## Proposition 11

 If four magnitudes are proportional, and the first is commensurable with the second, then the third also is commensurable with the fourth; but, if the first is incommensurable with the second, then the third also is incommensurable with the fourth. Let A, B, C, and D be four magnitudes in proportion, so that A is to B as C is to D, and let A be commensurable with B. I say that C is also commensurable with D. Since A is commensurable with B, therefore A has to B the ratio which a number has to a number. X.5 And A is to B as C is to D, therefore C also has to D the ratio which a number has to a number. Therefore C is commensurable with D. V.11 X.6 Next, let A be incommensurable with B. I say that C is also incommensurable with D. Since A is incommensurable with B, therefore A does not have to B the ratio which a number has to a number. X.7 And A is to B as C is to D, therefore neither has C to D the ratio which a number has to a number.
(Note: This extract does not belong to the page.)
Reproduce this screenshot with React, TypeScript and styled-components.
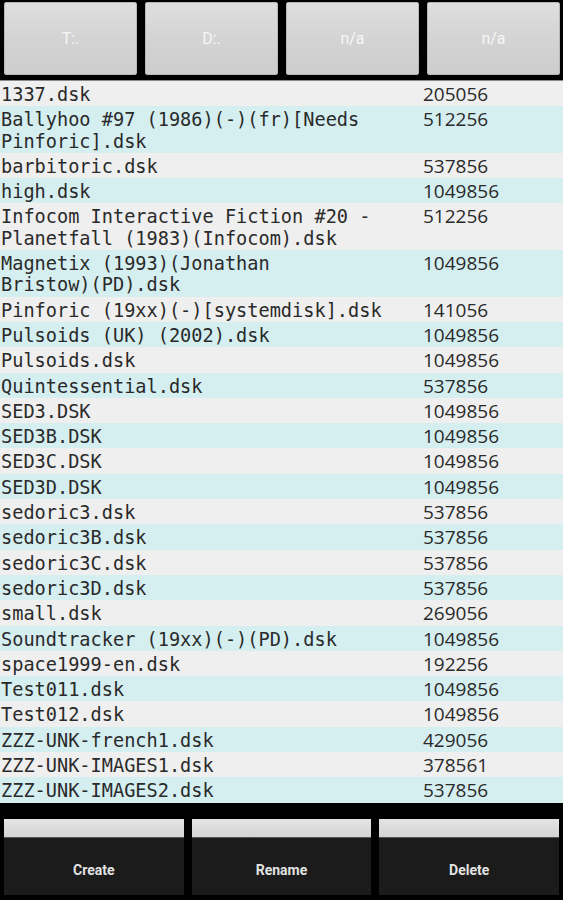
import React from 'react';
import styled, { createGlobalStyle } from 'styled-components';

const GlobalStyle = createGlobalStyle`
  html, body {
    margin: 0;
    padding: 0;
    background: #000;
  }
`;

type DiskFile = { name: string; size: string };

const files: DiskFile[] = [
  { name: '1337.dsk', size: '205056' },
  { name: 'Ballyhoo #97 (1986)(-)(fr)[Needs Pinforic].dsk', size: '512256' },
  { name: 'barbitoric.dsk', size: '537856' },
  { name: 'high.dsk', size: '1049856' },
  { name: 'Infocom Interactive Fiction #20 - Planetfall (1983)(Infocom).dsk', size: '512256' },
  { name: 'Magnetix (1993)(Jonathan Bristow)(PD).dsk', size: '1049856' },
  { name: 'Pinforic (19xx)(-)[systemdisk].dsk', size: '141056' },
  { name: 'Pulsoids (UK) (2002).dsk', size: '1049856' },
  { name: 'Pulsoids.dsk', size: '1049856' },
  { name: 'Quintessential.dsk', size: '537856' },
  { name: 'SED3.DSK', size: '1049856' },
  { name: 'SED3B.DSK', size: '1049856' },
  { name: 'SED3C.DSK', size: '1049856' },
  { name: 'SED3D.DSK', size: '1049856' },
  { name: 'sedoric3.dsk', size: '537856' },
  { name: 'sedoric3B.dsk', size: '537856' },
  { name: 'sedoric3C.dsk', size: '537856' },
  { name: 'sedoric3D.dsk', size: '537856' },
  { name: 'small.dsk', size: '269056' },
  { name: 'Soundtracker (19xx)(-)(PD).dsk', size: '1049856' },
  { name: 'space1999-en.dsk', size: '192256' },
  { name: 'Test011.dsk', size: '1049856' },
  { name: 'Test012.dsk', size: '1049856' },
  { name: 'ZZZ-UNK-french1.dsk', size: '429056' },
  { name: 'ZZZ-UNK-IMAGES1.dsk', size: '378561' },
  { name: 'ZZZ-UNK-IMAGES2.dsk', size: '537856' },
];

const drives = ['T:.', 'D:.', 'n/a', 'n/a'];
const actions = ['Create', 'Rename', 'Delete'];

// the device only wraps at spaces, so glue ")(" and similar together
const glue = (s: string) => s.replace(/([)\]])([(\[])/g, '$1\u2060$2');

const App = () => {
  return (
    <Screen>
      <GlobalStyle />
      <DriveBar>
        {drives.map((d, i) => (
          <DriveButton key={i}>{d}</DriveButton>
        ))}
      </DriveBar>
      <FileList>
        {files.map((f, i) => (
          <FileRow key={f.name} $alt={i % 2 === 1}>
            <FileName>{glue(f.name)}</FileName>
            <FileSize>{f.size}</FileSize>
          </FileRow>
        ))}
      </FileList>
      <ActionBar>
        {actions.map((a) => (
          <ActionButton key={a}>
            <ActionCap />
            <ActionFace>{a}</ActionFace>
          </ActionButton>
        ))}
      </ActionBar>
    </Screen>
  );
};

const Screen = styled.div`
  width: 563px;
  height: 900px;
  background: #000;
  display: flex;
  flex-direction: column;
  overflow: hidden;
`;

const DriveBar = styled.div`
  display: flex;
  gap: 8px;
  padding: 2px 3px 0 4px;
  height: 73px;
  flex-shrink: 0;
`;

const DriveButton = styled.div`
  flex: 1;
  display: flex;
  align-items: center;
  justify-content: center;
  background: linear-gradient(#dedede, #d2d2d2 60%, #cdcdcd);
  border: 1px solid #b8b8b8;
  border-radius: 2px;
  color: #f6f6f6;
  font-family: Roboto, 'Liberation Sans', sans-serif;
  font-size: 16px;
`;

const FileList = styled.div`
  margin-top: 5px;
  border-top: 1px solid #8a8a8a;
  display: flex;
  flex-direction: column;
  flex-shrink: 0;
`;

const FileRow = styled.div<{ $alt: boolean }>`
  display: grid;
  grid-template-columns: 421px 1fr;
  padding: 3px 0 1px 1px;
  background: ${(p) => (p.$alt ? '#d5eef0' : '#efefef')};
  color: #2a2a2a;
`;

const FileName = styled.div`
  font-family: 'DejaVu Sans Mono', 'Liberation Mono', monospace;
  font-size: 18.6px;
  line-height: 21.3px;
`;

const FileSize = styled.div`
  font-family: 'Open Sans', 'Noto Sans', sans-serif;
  font-size: 19px;
  line-height: 21.3px;
  padding-left: 1px;
`;

const ActionBar = styled.div`
  display: flex;
  gap: 8px;
  padding: 16px 4px 0 4px;
  flex-shrink: 0;
`;

const ActionButton = styled.div`
  flex: 1;
  display: flex;
  flex-direction: column;
`;

const ActionCap = styled.div`
  height: 18px;
  background: linear-gradient(#e4e4e4, #d4d4d4);
  border-bottom: 1px solid #555;
`;

const ActionFace = styled.div`
  height: 57px;
  padding-top: 8px;
  box-sizing: border-box;
  background: #1b1b1b;
  display: flex;
  align-items: center;
  justify-content: center;
  color: #e2e2e2;
  font-family: Roboto, 'Liberation Sans', sans-serif;
  font-weight: bold;
  font-size: 14px;
`;

export default App;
Therefore C is incommensurable with D. V.11 X.8 Therefore, if four magnitudes are proportional, and the first is commensurable with the second, then the third also is commensurable with the fourth; but, if the first is incommensurable with the second, then the third also is incommensurable with the fourth. Q.E.D.
The proof if very direct. If A:B = C:D, and the first ratio equals a numeric ratio, then the second equals that, too, but if the first is not a numeric ratio, then neither is the second.

This proposition is used in repeatedly in Book X starting with X.14. It is also used in the previous proposition which was, no doubt, not in the original Elements.